The ‘Kaiserchronik’, a project of imperial proportions

Perhaps at £950,000 of funding, any humanities project would be deemed imperial. In the case of the Kaiserchronik project, this is actually true. This evening, Mark Chinca and Christopher Young from the University of Cambridge talked about their recently AHRC-funded project at the gathering of the Centre for Late Antique and Medieval Studies (CLAMS) at King’s College London. With medieval historiography having been lately overshadowed by other, more fashionable discussions of cultural and economic history, this was indeed a refreshing opportunity to reflect on the relevance of talking chronicles, textual criticism and the rise of the vernacular in the 12th and 13th centuries.

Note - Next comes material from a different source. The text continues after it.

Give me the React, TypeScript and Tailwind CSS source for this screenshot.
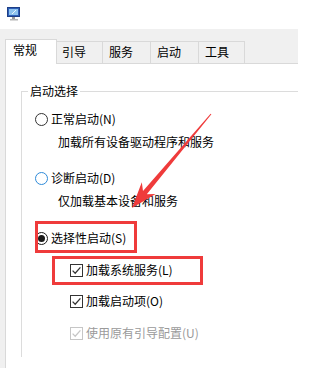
const font = { fontFamily: '"Noto Sans CJK SC", "Noto Sans", sans-serif' };

function MonitorIcon() {
  return (
    <svg width="14" height="14" viewBox="0 0 14 14">
      <rect x="0.5" y="0.5" width="12" height="9" fill="#2f5fb8" stroke="#1d3f86" />
      <rect x="2" y="2" width="9" height="6" fill="#8ec3ee" />
      <path d="M5 7 L9 3" stroke="#ffffff" strokeWidth="0.8" />
      <rect x="5" y="10" width="3" height="2" fill="#9a9a9a" />
      <rect x="3" y="12" width="8" height="1.5" fill="#b5b5b5" />
    </svg>
  );
}

function Radio({ checked, color = "#333333" }: { checked?: boolean; color?: string }) {
  return (
    <svg width="13" height="13" viewBox="0 0 13 13" className="shrink-0">
      <circle cx="6.5" cy="6.5" r="6" fill="#ffffff" stroke={color} />
      {checked && <circle cx="6.5" cy="6.5" r="3.5" fill="#1a1a1a" />}
    </svg>
  );
}

function Check({ disabled }: { disabled?: boolean }) {
  const c = disabled ? "#c6c6c6" : "#333333";
  return (
    <svg width="13" height="13" viewBox="0 0 13 13" className="shrink-0">
      <rect x="0.5" y="0.5" width="12" height="12" fill="#ffffff" stroke={c} />
      <path d="M2.6 6.6 L5.2 9.2 L10.4 3.4" fill="none" stroke={c} strokeWidth="1.3" />
    </svg>
  );
}

const tabs = [
  { label: "引导", w: "w-[46px]", pl: "pl-[5px]" },
  { label: "服务", w: "w-[48px]", pl: "pl-[6px]" },
  { label: "启动", w: "w-[48px]", pl: "pl-[6px]" },
  { label: "工具", w: "w-[46px]", pl: "pl-[6px]" },
];

export default function App() {
  return (
    <div className="relative h-[368px] w-[298px] overflow-hidden bg-[#f0f0f0] text-[12px] text-black" style={font}>
      {/* title bar */}
      <div className="h-[29px] bg-white pl-[7px] pt-[7px]">
        <MonitorIcon />
      </div>

      {/* tab strip */}
      <div className="flex items-end pl-[5px] pt-[10px]">
        <div className="relative z-10 -mb-px h-[25px] w-[52px] border border-b-0 border-[#d9d9d9] bg-white pl-[7px] pt-[2px] leading-[16px]">
          常规
        </div>
        {tabs.map((t) => (
          <div
            key={t.label}
            className={`h-[22px] ${t.w} ${t.pl} border-t border-r border-[#d9d9d9] pt-[2px] leading-[16px]`}
          >
            {t.label}
          </div>
        ))}
      </div>

      {/* tab panel, runs past the right edge of the crop */}
      <div className="ml-[5px] h-[400px] w-[340px] border-l border-t border-[#d9d9d9] bg-white pl-[15px] pt-[19px]">
        <fieldset className="w-[320px] border-l border-t border-[#dcdcdc] pb-4">
          <legend className="ml-[6px] px-[2px] leading-[16px]">启动选择</legend>
          <div className="flex flex-col leading-[16px]">
            <div className="mt-[12px] flex h-[16px] items-center gap-[3px] pl-[13px]">
              <Radio />
              <span>正常启动(N)</span>
            </div>
            <div className="mt-[7px] h-[16px] pl-[36px]">加载所有设备驱动程序和服务</div>
            <div className="mt-[20px] flex h-[16px] items-center gap-[3px] pl-[13px]">
              <Radio color="#2f8ad8" />
              <span>诊断启动(D)</span>
            </div>
            <div className="mt-[7px] h-[16px] pl-[36px]">仅加载基本设备和服务</div>
            <div className="mt-[21px] flex h-[16px] items-center gap-[3px] pl-[13px]">
              <Radio checked color="#1a1a1a" />
              <span>选择性启动(S)</span>
            </div>
            <div className="mt-[16px] flex h-[16px] items-center gap-[3px] pl-[48px]">
              <Check />
              <span>加载系统服务(L)</span>
            </div>
            <div className="mt-[15px] flex h-[16px] items-center gap-[3px] pl-[48px]">
              <Check />
              <span>加载启动项(O)</span>
            </div>
            <div className="mt-[16px] flex h-[16px] items-center gap-[3px] pl-[48px] text-[#9a9a9a]">
              <Check disabled />
              <span>使用原有引导配置(U)</span>
            </div>
          </div>
        </fieldset>
      </div>

      {/* annotations */}
      <div className="absolute left-[35px] top-[221px] h-[32px] w-[102px] border-[3px] border-[#ef3b3b]" />
      <div className="absolute left-[52px] top-[256px] h-[29px] w-[151px] border-[3px] border-[#ef3b3b]" />
      <svg className="absolute left-0 top-0" width="298" height="368" viewBox="0 0 298 368">
        <polygon
          points="132,208 155.6,193.9 146.8,194.3 211.4,114.3 210.6,113.7 143,191.1 141.8,182.3"
          fill="#ef3b3b"
        />
      </svg>
    </div>
  );
}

The Kaiserchronik (The Chronicle of emperors) was a major historiographical enterprise began in Marburg towards 1150 in vernacular verse. The chronicle covers the reigns of Roman and German kings and emperors, from the earliest times to the twelfth century. The title of Kaiserchronik was not given until the 19th century, it seems, and that only because the author, at some point in the narrative, considered himself to be a chronicler. In any case, the structure, layout or narrative strategies at work in the chronicle would not normally authorise it to be referred to as a chronicle, at least according to Gervase of Canterbury’s notions or indeed those of modern scholarship. Of what I’ve heard, it seems to me that the Kaiserchronik would be better called ‘Kaisergeschichte’. Yet, these notions such as authorship and designation are themselves the product of a later age, so they shouldn’t bother that much.

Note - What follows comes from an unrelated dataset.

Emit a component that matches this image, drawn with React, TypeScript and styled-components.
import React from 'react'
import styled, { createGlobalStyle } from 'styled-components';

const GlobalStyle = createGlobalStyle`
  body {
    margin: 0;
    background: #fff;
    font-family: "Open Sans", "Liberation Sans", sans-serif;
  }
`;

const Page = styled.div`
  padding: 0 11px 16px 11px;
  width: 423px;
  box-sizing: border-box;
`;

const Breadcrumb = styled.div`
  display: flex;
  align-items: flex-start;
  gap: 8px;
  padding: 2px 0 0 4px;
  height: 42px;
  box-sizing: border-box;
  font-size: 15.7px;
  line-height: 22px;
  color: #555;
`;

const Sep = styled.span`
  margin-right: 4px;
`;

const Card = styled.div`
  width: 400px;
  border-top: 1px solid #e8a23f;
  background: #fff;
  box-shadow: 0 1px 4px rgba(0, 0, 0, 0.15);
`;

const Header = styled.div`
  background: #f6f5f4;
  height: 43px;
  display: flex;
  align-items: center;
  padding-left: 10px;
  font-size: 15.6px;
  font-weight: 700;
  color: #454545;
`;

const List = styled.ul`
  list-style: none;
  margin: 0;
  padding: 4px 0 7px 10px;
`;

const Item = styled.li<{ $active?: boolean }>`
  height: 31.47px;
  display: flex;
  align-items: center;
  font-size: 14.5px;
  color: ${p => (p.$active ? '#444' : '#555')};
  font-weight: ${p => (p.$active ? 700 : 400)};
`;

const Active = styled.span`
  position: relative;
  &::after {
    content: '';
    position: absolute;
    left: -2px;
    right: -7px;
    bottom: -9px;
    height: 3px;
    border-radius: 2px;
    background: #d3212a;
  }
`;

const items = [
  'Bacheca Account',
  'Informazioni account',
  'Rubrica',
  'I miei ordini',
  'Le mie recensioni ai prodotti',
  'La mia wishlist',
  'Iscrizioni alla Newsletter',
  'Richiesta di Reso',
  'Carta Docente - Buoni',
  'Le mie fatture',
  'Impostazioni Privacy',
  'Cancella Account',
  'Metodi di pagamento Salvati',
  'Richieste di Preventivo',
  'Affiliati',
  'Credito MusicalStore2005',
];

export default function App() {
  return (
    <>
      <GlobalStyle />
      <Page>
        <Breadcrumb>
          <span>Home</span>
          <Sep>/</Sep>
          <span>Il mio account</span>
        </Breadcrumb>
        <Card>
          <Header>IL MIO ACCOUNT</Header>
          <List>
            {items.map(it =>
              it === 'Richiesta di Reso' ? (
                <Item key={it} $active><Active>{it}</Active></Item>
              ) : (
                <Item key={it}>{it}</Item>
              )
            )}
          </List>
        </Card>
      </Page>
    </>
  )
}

Written in Middle High German (in use between 1050-1350), the Kaiserchronik represents, as Chris Young pointed out, the earliest verse chronicle anywhere in medieval Europe. It is unique in its focus on the (Western) Roman empire, its extensive use of heterogenous sources and the display of the tension between classical learning and popular culture, which both try to carve out their own discursive space in this insufficiently studied text. There are 11 complete manuscripts and 26 fragmentary witnesses which indicate the existence of three recensions, one around 1150, another c. 1200 and a third c. 1250, each with corresponding continuations, themselves poorly studied. Two editions have been produced in the past but none can rival with the ambitions which Mark and Chris laid out in this evening’s talk. The project intends to produce a full tabular critical edition of the chronicle, followed by a translation, commentary and a host of studies bearing on all aspects of text and context. The editors also intend to digitise the manuscripts in the public domain.

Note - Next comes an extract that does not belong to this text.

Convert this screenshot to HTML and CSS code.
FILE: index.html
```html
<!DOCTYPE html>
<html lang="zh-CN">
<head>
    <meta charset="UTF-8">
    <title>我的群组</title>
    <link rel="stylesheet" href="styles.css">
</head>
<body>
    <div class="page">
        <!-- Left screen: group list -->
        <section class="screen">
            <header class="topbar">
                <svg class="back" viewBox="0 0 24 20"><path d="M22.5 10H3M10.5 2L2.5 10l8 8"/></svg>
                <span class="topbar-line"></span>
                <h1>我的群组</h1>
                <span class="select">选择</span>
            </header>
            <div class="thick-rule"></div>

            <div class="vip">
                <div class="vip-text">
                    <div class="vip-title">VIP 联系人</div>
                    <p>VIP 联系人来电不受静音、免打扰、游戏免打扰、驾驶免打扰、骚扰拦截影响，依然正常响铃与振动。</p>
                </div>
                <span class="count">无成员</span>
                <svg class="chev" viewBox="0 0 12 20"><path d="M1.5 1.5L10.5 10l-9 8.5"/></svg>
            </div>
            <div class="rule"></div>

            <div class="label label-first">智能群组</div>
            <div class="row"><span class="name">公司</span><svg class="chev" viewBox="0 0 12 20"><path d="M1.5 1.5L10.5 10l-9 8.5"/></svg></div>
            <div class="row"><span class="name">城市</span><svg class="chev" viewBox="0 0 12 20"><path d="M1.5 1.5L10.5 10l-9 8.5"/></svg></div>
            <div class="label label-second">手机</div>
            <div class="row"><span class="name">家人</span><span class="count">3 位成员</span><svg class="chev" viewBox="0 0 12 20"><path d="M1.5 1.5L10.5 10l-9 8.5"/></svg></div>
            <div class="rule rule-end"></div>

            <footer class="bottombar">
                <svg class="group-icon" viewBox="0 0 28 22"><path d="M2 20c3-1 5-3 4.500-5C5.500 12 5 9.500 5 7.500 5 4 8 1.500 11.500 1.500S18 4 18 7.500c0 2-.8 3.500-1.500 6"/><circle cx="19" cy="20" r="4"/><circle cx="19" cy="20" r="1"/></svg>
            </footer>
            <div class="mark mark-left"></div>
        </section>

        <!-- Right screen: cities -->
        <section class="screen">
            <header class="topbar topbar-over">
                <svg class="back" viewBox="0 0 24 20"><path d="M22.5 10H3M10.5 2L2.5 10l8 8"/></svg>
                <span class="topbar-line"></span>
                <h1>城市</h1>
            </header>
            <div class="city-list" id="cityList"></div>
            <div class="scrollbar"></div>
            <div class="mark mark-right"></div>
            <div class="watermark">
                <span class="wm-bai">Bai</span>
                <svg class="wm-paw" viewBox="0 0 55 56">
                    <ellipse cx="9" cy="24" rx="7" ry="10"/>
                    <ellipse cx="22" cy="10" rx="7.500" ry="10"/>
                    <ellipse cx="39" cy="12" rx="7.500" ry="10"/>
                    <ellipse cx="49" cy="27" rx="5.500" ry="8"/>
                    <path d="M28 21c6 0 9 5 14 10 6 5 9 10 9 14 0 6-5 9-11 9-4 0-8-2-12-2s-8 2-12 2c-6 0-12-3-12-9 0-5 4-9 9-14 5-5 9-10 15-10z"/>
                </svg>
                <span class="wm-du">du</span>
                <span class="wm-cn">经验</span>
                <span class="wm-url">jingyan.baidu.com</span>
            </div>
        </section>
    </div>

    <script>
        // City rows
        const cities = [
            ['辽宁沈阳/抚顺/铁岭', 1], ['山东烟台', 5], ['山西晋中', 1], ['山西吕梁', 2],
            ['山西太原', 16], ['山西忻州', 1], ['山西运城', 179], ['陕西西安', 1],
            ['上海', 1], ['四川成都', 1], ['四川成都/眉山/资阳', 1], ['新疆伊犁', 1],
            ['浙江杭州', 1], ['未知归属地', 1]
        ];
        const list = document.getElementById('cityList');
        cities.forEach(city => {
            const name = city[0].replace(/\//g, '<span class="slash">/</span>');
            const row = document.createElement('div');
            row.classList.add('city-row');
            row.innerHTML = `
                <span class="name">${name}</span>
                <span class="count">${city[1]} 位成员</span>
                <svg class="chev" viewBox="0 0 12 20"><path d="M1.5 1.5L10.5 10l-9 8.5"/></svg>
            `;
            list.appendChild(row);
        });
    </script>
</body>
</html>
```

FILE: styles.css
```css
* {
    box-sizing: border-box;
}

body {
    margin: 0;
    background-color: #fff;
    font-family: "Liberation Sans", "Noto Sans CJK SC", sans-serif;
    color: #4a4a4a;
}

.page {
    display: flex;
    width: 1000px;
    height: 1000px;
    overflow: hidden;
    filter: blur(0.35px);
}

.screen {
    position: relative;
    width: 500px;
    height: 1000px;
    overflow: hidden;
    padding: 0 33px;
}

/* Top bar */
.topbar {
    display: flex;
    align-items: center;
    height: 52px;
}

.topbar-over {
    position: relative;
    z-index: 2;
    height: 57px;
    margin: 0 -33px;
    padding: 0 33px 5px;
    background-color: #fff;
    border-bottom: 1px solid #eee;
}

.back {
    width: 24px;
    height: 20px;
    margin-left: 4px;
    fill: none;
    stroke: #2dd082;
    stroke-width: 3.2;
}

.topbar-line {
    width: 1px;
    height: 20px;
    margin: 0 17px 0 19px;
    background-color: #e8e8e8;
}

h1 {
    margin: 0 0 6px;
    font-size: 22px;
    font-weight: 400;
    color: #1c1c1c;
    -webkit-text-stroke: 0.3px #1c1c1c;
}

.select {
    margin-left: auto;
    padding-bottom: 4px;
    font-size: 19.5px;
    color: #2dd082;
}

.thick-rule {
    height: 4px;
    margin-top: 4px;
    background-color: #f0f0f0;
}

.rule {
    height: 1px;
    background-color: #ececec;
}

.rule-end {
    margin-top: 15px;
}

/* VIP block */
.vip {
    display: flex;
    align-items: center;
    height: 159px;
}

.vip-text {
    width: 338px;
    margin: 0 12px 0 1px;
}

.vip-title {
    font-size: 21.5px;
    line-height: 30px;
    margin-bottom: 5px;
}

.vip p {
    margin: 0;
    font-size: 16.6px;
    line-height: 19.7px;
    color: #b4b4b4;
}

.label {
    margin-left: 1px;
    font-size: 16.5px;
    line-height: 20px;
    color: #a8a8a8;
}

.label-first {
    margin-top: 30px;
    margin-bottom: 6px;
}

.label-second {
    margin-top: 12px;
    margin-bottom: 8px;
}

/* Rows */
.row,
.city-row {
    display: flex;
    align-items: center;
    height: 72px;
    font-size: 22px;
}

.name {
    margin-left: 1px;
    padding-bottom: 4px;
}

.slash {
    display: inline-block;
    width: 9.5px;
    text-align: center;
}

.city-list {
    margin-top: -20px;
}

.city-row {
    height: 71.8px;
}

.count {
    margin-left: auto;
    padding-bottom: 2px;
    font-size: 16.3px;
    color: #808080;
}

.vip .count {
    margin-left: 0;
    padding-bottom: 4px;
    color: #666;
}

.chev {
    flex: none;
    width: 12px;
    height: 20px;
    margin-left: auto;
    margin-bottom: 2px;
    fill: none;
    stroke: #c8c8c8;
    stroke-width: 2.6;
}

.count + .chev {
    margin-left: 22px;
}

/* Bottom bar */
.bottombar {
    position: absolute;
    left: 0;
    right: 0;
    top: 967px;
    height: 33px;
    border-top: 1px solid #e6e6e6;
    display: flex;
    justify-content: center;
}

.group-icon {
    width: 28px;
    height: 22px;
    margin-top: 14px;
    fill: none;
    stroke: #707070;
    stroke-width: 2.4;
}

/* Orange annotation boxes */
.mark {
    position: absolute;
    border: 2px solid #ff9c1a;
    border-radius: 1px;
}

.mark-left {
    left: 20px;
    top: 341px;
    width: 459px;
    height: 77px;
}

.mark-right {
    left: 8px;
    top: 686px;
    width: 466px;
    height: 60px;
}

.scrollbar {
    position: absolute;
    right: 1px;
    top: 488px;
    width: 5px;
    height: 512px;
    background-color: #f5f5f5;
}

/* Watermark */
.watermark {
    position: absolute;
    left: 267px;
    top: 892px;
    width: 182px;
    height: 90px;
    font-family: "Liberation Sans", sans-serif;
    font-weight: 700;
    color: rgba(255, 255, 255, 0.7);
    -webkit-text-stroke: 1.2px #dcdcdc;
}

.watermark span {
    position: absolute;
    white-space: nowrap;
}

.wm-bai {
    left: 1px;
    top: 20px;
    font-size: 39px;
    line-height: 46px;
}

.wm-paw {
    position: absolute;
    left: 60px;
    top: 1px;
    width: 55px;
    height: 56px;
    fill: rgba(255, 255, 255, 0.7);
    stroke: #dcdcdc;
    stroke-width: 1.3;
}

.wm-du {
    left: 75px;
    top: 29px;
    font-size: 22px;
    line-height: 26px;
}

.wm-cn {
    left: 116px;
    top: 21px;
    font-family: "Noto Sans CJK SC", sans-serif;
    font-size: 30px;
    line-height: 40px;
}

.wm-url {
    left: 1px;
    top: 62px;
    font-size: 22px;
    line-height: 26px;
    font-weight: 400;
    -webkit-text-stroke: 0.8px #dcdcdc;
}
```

Mark and Chris argued that the traditional view on 12th century German vernacular should be modified to accommodate recent findings, in particular a readjustment of the place of vernacular works on scientific and popular knowledge, largely ignored by modern scholars. There are some 200 MSS of vernacular German in existence from the 12th century and more than 40 in the period before 1100. Certainly, this calls for reflection on the place that Germany occupied on the stage of history writing in the context of the rise of the vernacular, as Gabrielle Spiegel has famously argued, most notably in her book Romancing the Past: The Rise of Vernacular Prose Historiography in Thirteenth-Century France (1993). However, unlike Spiegel’s argument, it is unclear to what extent, if any, aristocratic concerns inspired a reawakening of the German historical consciousness, leading to a fresh exploration of Roman imperial history through German lenses.

Chris’ survey of recent scholarship on the Kaiserchronik revealed both the inadequacy of our current understanding of the text and the importance of preparing a critical edition that considers the complexity of the manuscript tradition, the intricate questions of authorship and readership and the context for the production of this text. In particular, Mark flagged up the difficulty of forcing different typologies upon the text. The two scholars each warned against generalisation, showing how unsatisfactory past attempts at explaining away the tension of notions such as Roman versus German, Christian salvation versus ethnical celebration, finally Church versus State can be.

The question of the chronicle’s relationship to other influential works of contemporaneous date, namely Geoffrey of Monmouth’s History of the Kings of Britain, where king Arthur was given discursive life and fame for all historical eternity, and the Roman de Brut, an adaptation of Geoffrey’s work by Wace. Patronage may have played a greater part in all this than previously thought. On the one hand Matilda, daughter of king Henry I of England and wife to emperor Henry V, on the other Eleanor of Aquitaine, the epitome of twelfth century political and cultural networking. Their role, if any, in the production of the Kaiserchronik remains, at least for now, unclear.

As the team leaders themselves conceded, there are far more questions than answers out there, but perhaps five years will vindicate most of these unknowns.